With all the various different methods and standards of multimedia communications, something is needed to check for compatibility between the communications and the users' capabilities. For example, if a user has an IP phone on their desk, a white-board conference via that device would not work. This function also determines which encryption/decryption methods a user can support.

Session Setup

SIP establishes the session parameter for both ends of the communications — more specifically, where one person calls and the other answers. SIP provides the means to setup and/or establish communications.

Session Management

This function provides the greatest amount of user awe. Provided a device is capable, a user could transfer from one device to another — such as from an IP-based phone to a laptop — without causing a noticeable impact. A user's overall capabilities would change — such as being able to start new applications such as white-board sharing — perhaps affecting the voice quality temporarily as SIP re-evaluates and modifies the communications streams to return the voice quality. With SIP session management, a user can also change a session by making it a conference call, changing a telephone call to a video conference, or opening an in-house developed application. And finally, SIP terminates the communications.

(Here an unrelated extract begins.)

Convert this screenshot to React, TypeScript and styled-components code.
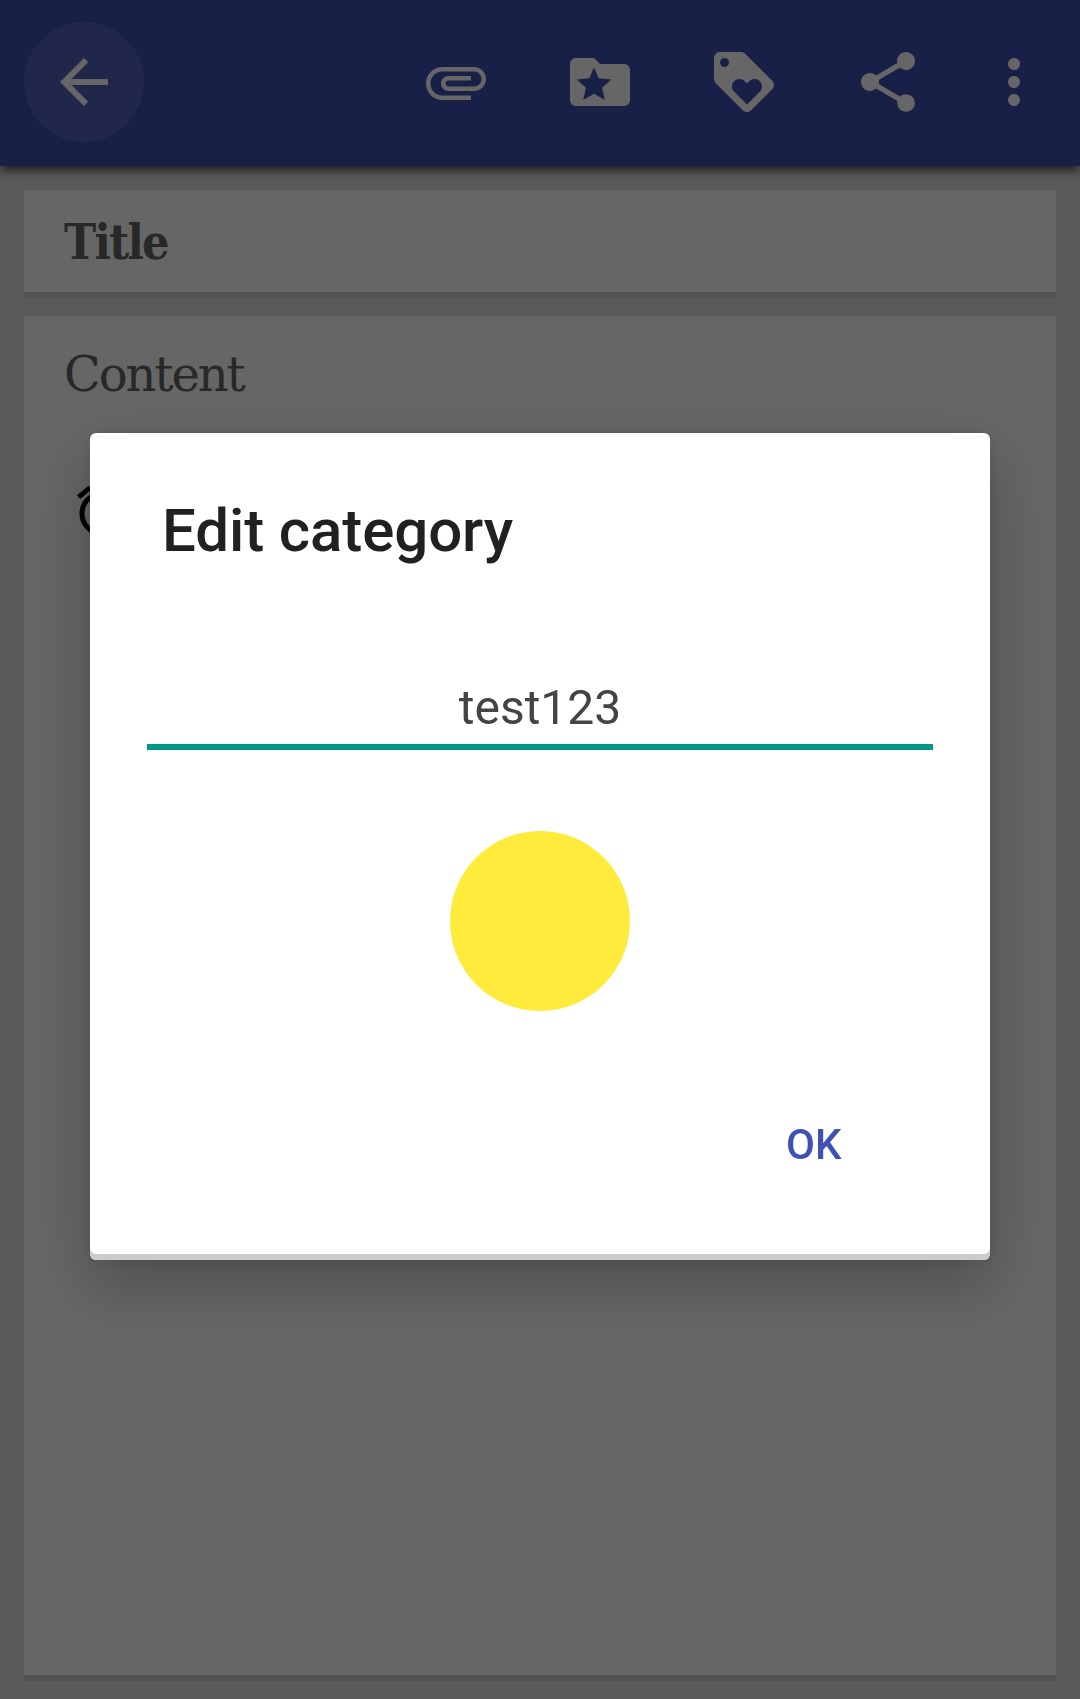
import React from 'react';
import styled, { createGlobalStyle } from 'styled-components';

const GlobalStyle = createGlobalStyle`
  *, *::before, *::after { box-sizing: border-box; }
  html, body { margin: 0; padding: 0; background: #e1e1e1; }
  body { font-family: Roboto, 'Liberation Sans', sans-serif; overflow: hidden; }
  button { appearance: none; border: 0; padding: 0; background: none; font: inherit; }
`;

const Screen = styled.div`
  display: flex;
  flex-direction: column;
  width: 1080px;
  height: 1699px;
  background: #e1e1e1;
`;

const Toolbar = styled.header`
  display: flex;
  align-items: center;
  justify-content: space-between;
  flex: none;
  height: 166px;
  padding: 0 30px 2px 24px;
  background: #3f51b5;
  box-shadow: 0 4px 10px rgba(0, 0, 0, 0.7);
`;

const BackButton = styled.button`
  display: grid;
  place-items: center;
  width: 120px;
  height: 120px;
  border-radius: 50%;
  background: rgba(255, 255, 255, 0.1);
`;

const Actions = styled.div`
  display: flex;
  align-items: center;
  gap: 72px;
`;

const ActionButton = styled.button<{ $last?: boolean }>`
  display: grid;
  place-items: center;
  margin-left: ${(p) => (p.$last ? '-18px' : '0')};
`;

const Icon = styled.svg<{ $size?: number; $color?: string }>`
  display: block;
  width: ${(p) => p.$size ?? 72}px;
  height: ${(p) => p.$size ?? 72}px;
  fill: ${(p) => p.$color ?? '#fff'};
`;

const Note = styled.main`
  display: flex;
  flex-direction: column;
  flex: 1;
  gap: 18px;
  padding: 24px 24px 18px;
`;

const Card = styled.section<{ $grow?: boolean }>`
  flex: ${(p) => (p.$grow ? '1' : 'none')};
  height: ${(p) => (p.$grow ? 'auto' : '108px')};
  padding: ${(p) => (p.$grow ? '26px 40px' : '20px 40px')};
  background: #fff;
  border-bottom: 6px solid #cdcdcd;
`;

const FieldText = styled.div<{ $bold?: boolean }>`
  font-family: ${(p) =>
    p.$bold
      ? "'Roboto Slab', 'DejaVu Serif Condensed', 'DejaVu Serif', serif"
      : "'Roboto Slab', 'DejaVu Serif', serif"};
  font-stretch: ${(p) => (p.$bold ? 'condensed' : 'normal')};
  font-size: 48px;
  line-height: 64px;
  font-weight: ${(p) => (p.$bold ? 700 : 400)};
  letter-spacing: ${(p) => (p.$bold ? '-1.7px' : '-2.1px')};
  color: #646464;
`;

const Reminder = styled.div`
  margin: 75px 0 0 7.5px;
`;

const Scrim = styled.div`
  position: fixed;
  inset: 0;
  display: flex;
  justify-content: center;
  align-items: flex-start;
  padding-top: 433px;
  background: rgba(0, 0, 0, 0.6);
`;

const Dialog = styled.div`
  display: flex;
  flex-direction: column;
  width: 900px;
  height: 827px;
  padding: 61px 57px 0;
  background: #fff;
  border-radius: 6px;
  box-shadow: inset 0 -6px 0 #cbcbcb, 0 24px 64px rgba(0, 0, 0, 0.26),
    0 0 16px rgba(0, 0, 0, 0.08);
`;

const DialogTitle = styled.h2`
  margin: 0 0 0 15px;
  font-size: 60px;
  line-height: 74px;
  font-weight: 500;
  letter-spacing: -0.1px;
  color: #212121;
`;

const NameField = styled.div`
  margin-top: 101px;
  height: 81px;
  padding-top: 6px;
  border-bottom: 6px solid #009688;
  font-size: 48px;
  line-height: 66px;
  text-align: center;
  color: #444;
`;

const Swatch = styled.button`
  align-self: center;
  flex: none;
  margin-top: 81px;
  width: 180px;
  height: 180px;
  border-radius: 50%;
  background: #ffeb3b;
`;

const ButtonBar = styled.div`
  display: flex;
  justify-content: flex-end;
  margin-top: 109px;
  padding-right: 91.5px;
`;

const OkButton = styled.button`
  font-size: 42px;
  line-height: 50px;
  font-weight: 500;
  color: #3f51b5;
`;

const paths = {
  back: 'M20 11H7.83l5.59-5.59L12 4l-8 8 8 8 1.41-1.41L7.83 13H20v-2z',
  attach:
    'M7.5 18C4.46 18 2 15.54 2 12.5S4.46 7 7.5 7H18c2.21 0 4 1.79 4 4s-1.79 4-4 4H9.5C8.12 15 7 13.88 7 12.5S8.12 10 9.5 10H17v1.5H9.5c-.55 0-1 .45-1 1s.45 1 1 1H18c1.38 0 2.5-1.12 2.5-2.5S19.38 8.5 18 8.5H7.5c-2.21 0-4 1.79-4 4s1.79 4 4 4H17V18H7.5z',
  category:
    'M20 6h-8l-2-2H4c-1.1 0-2 .9-2 2v12c0 1.1.9 2 2 2h16c1.1 0 2-.9 2-2V8c0-1.1-.9-2-2-2zM10 7.1l1.57 3.65 4.2.4-3.1 2.75.95 4.1L10 15.95 6.38 18l.95-4.1-3.1-2.75 4.2-.4z',
  tag: 'M21.41 11.58l-9-9C12.05 2.22 11.55 2 11 2H4c-1.1 0-2 .9-2 2v7c0 .55.22 1.05.59 1.42l9 9c.36.36.86.58 1.41.58.55 0 1.05-.22 1.41-.59l7-7c.37-.36.59-.86.59-1.41 0-.55-.23-1.06-.59-1.42zM5.5 7C4.67 7 4 6.33 4 5.5S4.67 4 5.5 4 7 4.67 7 5.5 6.33 7 5.5 7zm11.77 8.27L13 19.54l-4.27-4.27C8.28 14.81 8 14.19 8 13.5c0-1.38 1.12-2.5 2.5-2.5.69 0 1.32.28 1.77.74l.73.72.73-.73c.45-.45 1.08-.73 1.77-.73 1.38 0 2.5 1.12 2.5 2.5 0 .69-.28 1.32-.73 1.77z',
  share:
    'M18 16.08c-.76 0-1.44.3-1.96.77L8.91 12.7c.05-.23.09-.46.09-.7s-.04-.47-.09-.7l7.05-4.11c.54.5 1.25.81 2.04.81 1.66 0 3-1.34 3-3s-1.34-3-3-3-3 1.34-3 3c0 .24.04.47.09.7L8.04 9.81C7.5 9.31 6.79 9 6 9c-1.66 0-3 1.34-3 3s1.34 3 3 3c.79 0 1.5-.31 2.04-.81l7.12 4.16c-.05.21-.08.43-.08.65 0 1.61 1.31 2.92 2.92 2.92s2.92-1.31 2.92-2.92-1.31-2.92-2.92-2.92z',
  more: 'M12 8c1.1 0 2-.9 2-2s-.9-2-2-2-2 .9-2 2 .9 2 2 2zm0 2c-1.1 0-2 .9-2 2s.9 2 2 2 2-.9 2-2-.9-2-2-2zm0 6c-1.1 0-2 .9-2 2s.9 2 2 2 2-.9 2-2-.9-2-2-2z',
  alarm:
    'M7.88 3.39L6.6 1.86 2 5.71l1.29 1.53 4.59-3.85zM22 5.72l-4.6-3.86-1.29 1.53 4.6 3.86L22 5.72zM12 4c-4.97 0-9 4.03-9 9s4.02 9 9 9c4.97 0 9-4.03 9-9s-4.03-9-9-9zm0 16c-3.87 0-7-3.13-7-7s3.13-7 7-7 7 3.13 7 7-3.13 7-7 7zm1-11h-2v3H8v2h3v3h2v-3h3v-2h-3V9z',
};

type GlyphProps = { name: keyof typeof paths; size?: number; color?: string };

const Glyph = ({ name, size, color }: GlyphProps) => (
  <Icon viewBox="0 0 24 24" $size={size} $color={color} aria-hidden="true">
    <path fillRule="evenodd" d={paths[name]} />
  </Icon>
);

const actions: { name: keyof typeof paths; label: string }[] = [
  { name: 'attach', label: 'Attach' },
  { name: 'category', label: 'Category' },
  { name: 'tag', label: 'Tag' },
  { name: 'share', label: 'Share' },
  { name: 'more', label: 'More' },
];

export default function App() {
  return (
    <>
      <GlobalStyle />
      <Screen>
        <Toolbar>
          <BackButton aria-label="Back">
            <Glyph name="back" />
          </BackButton>
          <Actions>
            {actions.map(({ name, label }) => (
              <ActionButton key={name} aria-label={label} $last={name === 'more'}>
                <Glyph name={name} />
              </ActionButton>
            ))}
          </Actions>
        </Toolbar>
        <Note>
          <Card>
            <FieldText $bold>Title</FieldText>
          </Card>
          <Card $grow>
            <FieldText>Content</FieldText>
            <Reminder>
              <Glyph name="alarm" size={60} color="#000" />
            </Reminder>
          </Card>
        </Note>
      </Screen>
      <Scrim>
        <Dialog role="dialog" aria-label="Edit category">
          <DialogTitle>Edit category</DialogTitle>
          <NameField>test123</NameField>
          <Swatch aria-label="Color" />
          <ButtonBar>
            <OkButton>OK</OkButton>
          </ButtonBar>
        </Dialog>
      </Scrim>
    </>
  );
}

Although SIP has five functions, it is currently easier to think of SIP as the setup, management, and tear down of IP-based communications. The user location and capabilities functions could easily become absorbed into the session setup function. SIP maintains the distinct five functions to remain open and provide for an unknown future.


The intent of this paper is to offer the reader a basic understanding of the Session Initiated Protocol. SIP provides five functions, uses a layered approach that gives it flexibility, and has an openness that enables new applications to utilize it. SIP's open nature guarantees its large presence in IP-based multimedia communications architectures.